Et c’est bien ainsi que l’on doit décrypter les dernières années de la vie d’un homme qui est quelque peu dans notre imaginaire l’égal de Davy Crockett. Pourtant, à l’instar du représentant de l’État du Tennessee, l’homme est un holy bastard, exterminateur sans pitié de bisons dans le but avoué de repousser (au mieux) les Indiens au fin fond de réserve désertiques où ne poussaient que des bouteilles de mauvais alcool. Mais le pan de sa vie qui intéresse l’auteur est celui que le tireur consacre à sa troupe de théâtre populaire, le Buffalo Bill’s Wild West. Il nous fait plonger dans un monde étonnant qui évoque la résurgence des jeux du cirque avec des spectacles à couper le souffle, des batailles épiques revisitées qui portent haut la gloire de la nation et qui font pousser des hurlements de haine chez les spectateurs qui veulent voir le sang des indigènes couler. Rien ne semble échapper à son œil. Le lecteur plonge dans les affres techniques et administratives car si le show est souvent réussi, il ne tient qu’à un fil financier. Et pourtant, le Buffalo Bill’s Wild West, pionnier du genre, va à la rencontre de spectateurs avides aussi bien aux États-Unis qu’en Europe.

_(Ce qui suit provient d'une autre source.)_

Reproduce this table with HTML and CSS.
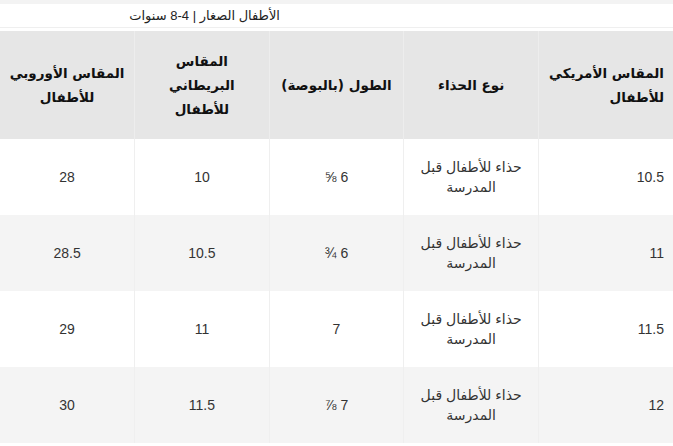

L’Europe, et la France, c’est là que Éric Vuillard réussit peut-être à dresser le plus joli et intéressant portrait de Buffalo Bill en mettant en avant la solitude d’un homme ravagé par l’alcool, la noirceur d’une vie, qui se nourrit sexuellement de femmes de petites vertus et qui tombe peu à peu dans une décrépitude physique. C’est là aussi qu’il fait ressurgir l’aspect visionnaire et empreint d’américanisme d’un homme tourmenté entre ses amitiés qu’il souhaite indéfectibles et son besoin de faire surnager sa dernière œuvre, son spectacle artistique avec toute sa grandeur. Dans un souci dans mettre plein la vue, Buffalo Bill aura convaincu l’un des plus grands chefs sioux, le respectable Sitting Bull, de faire partie de son show. L’Indien ne sera pas autorisé à partir en Europe, dans l’intervalle il soutiendra les adeptes de la danse des esprits – un mouvement religieux indien qui trouvera une sanglante résolution lors du massacre de Wounded Knee – ce qui lui vaudra une tragique tentative d’arrestation et un lâche assassinat. Parti se recueillir sur sa dépouille, Buffalo Bill n’en oubliera pas moins de récupérer des reliques, marketing oblige.
C’est cette histoire doublement tragique et bouleversante, que nous narre Éric Vuillard. Elle est romancée, magnifiée, rendue légendaire, mais elle est aussi critique. Le lecteur intéressé, curieux d’en savoir plus sur cet homme, incarnation de l’épopée américaine, pourra se plonger dans Vie et aventures de Buffalo Bill, un ouvrage d’Albert Bonneau, qui a été réédité l’année dernière aux Ateliers Fol’Fer. Albert Bonneau (1898-1967) étant l’une des figures marquantes de la littérature populaire française, l’une des figures de proue du western.